Auch zu dieser Frage gibt bereits einen breiten Katalog von Artikeln, seien es Blog-Posts von erfahrenen Praktiker*innen oder akademische Texte aus der Verwaltungsforschung. Trotzdem wünschen wir uns eine intensivere Diskussion mit Blick auf den Berliner Kontext, wo bislang wenig digitale Innovation auf Seiten der öffentlichen Verwaltung erkennbar ist (obwohl gefühlt ständig darüber diskutiert wird). Was können wir von anderen Städten und Ländern lernen, die innovative Strukturen im öffentlichen Sektor erfolgreich umgesetzt haben?

Können wir mit einem kleinen Team gegenüber einer 100.000 Personen-Verwaltung überhaupt etwas erreichen?

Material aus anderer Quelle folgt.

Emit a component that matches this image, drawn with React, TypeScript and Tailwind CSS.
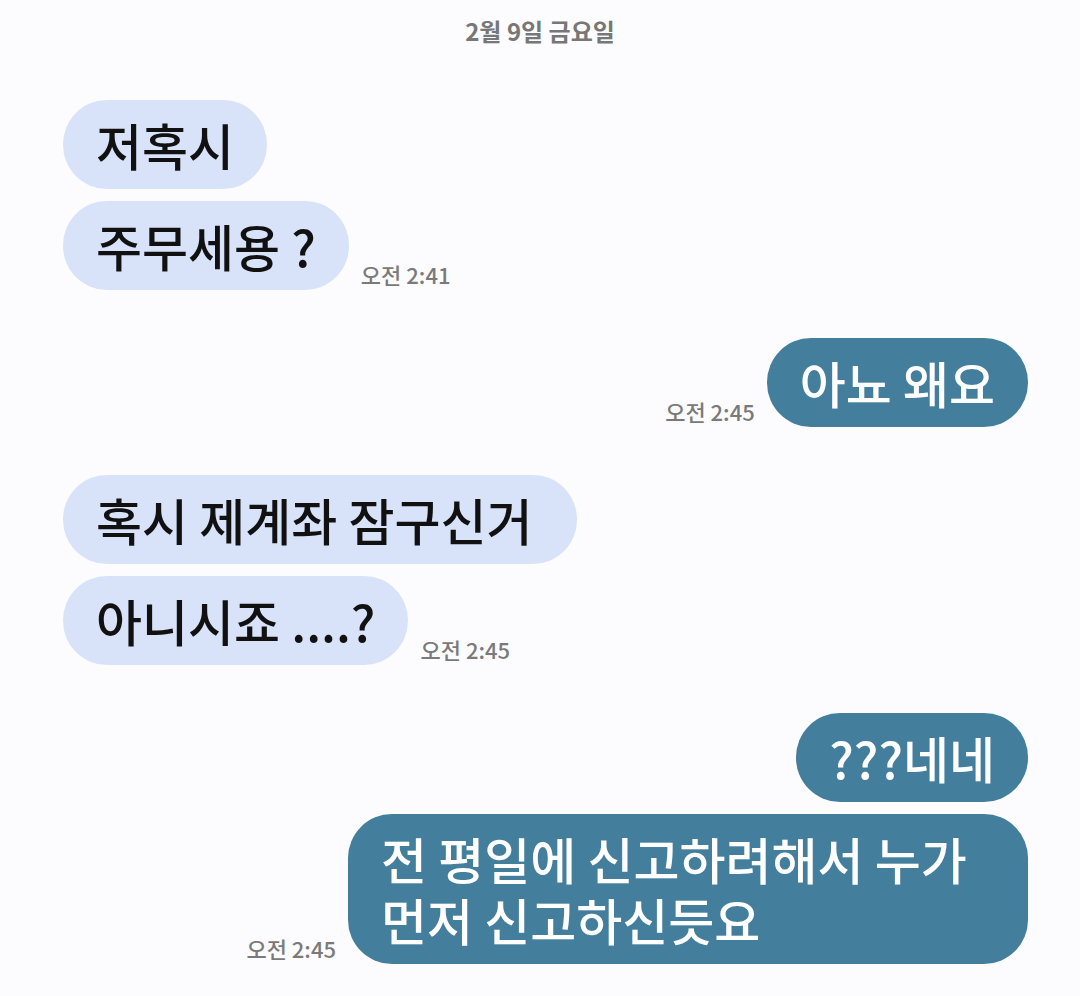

Diese Frage hängt mit der vorherigen zusammen. Natürlich ist es schwierig, Veränderungsprozesse in großen Verwaltungen anzustoßen, selbst wenn man eine große Menge Geld, Zeit und Arbeitskraft zur Verfügung hat. Wie soll dann es funktionieren, wenn eine kleine Gruppe von Menschen mit limitierten Ressourcen sich an den oft komplizierten und verästelten Prozessen einer Hauptstadtverwaltung zu schaffen macht? Haben wir da überhaupt eine Chance? Wie können wir unseren (bescheidenen) Einfluss nutzen, um eine Weiterentwicklung der Open Data-Strategie zu erreichen? Und wie können wir in Zusammenarbeit mit einzelnen Beschäftigten einen nachhaltigen Wandel anstoßen, der sich nicht auf eine einmalige, lokale Unterstützung beschränkt?

Können wir also überhaupt etwas bewegen? Wir sind optimistisch genug um zu glauben, dass die Antwort “ja” lautet. Wir sind aber auch realistisch genug um zu wissen, dass wir Zeit brauchen, um funktionierende Strategien zu finden und auszuprobieren. ODIS ist eine neue, und in dieser Form einzigartige Initiative. Wir werden sicher ein paar Fehler machen und mit verschiedenen Vorgehensweisen experimentieren müssen. Zumindest aber planen wir, unsere Aktivitäten transparent zu dokumentieren und regelmäßige Updates zu unserer Arbeit (übrigens immer auch in englisch) zu veröffentlichen. Unsere Hoffnung ist, damit mehr Aufmerksamkeit für das Thema Open Data zu schaffen – in Berlin aber auch darüber hinaus – und andere Institutionen und Akteure unterstützen, die ähnliche Ziele verfolgen.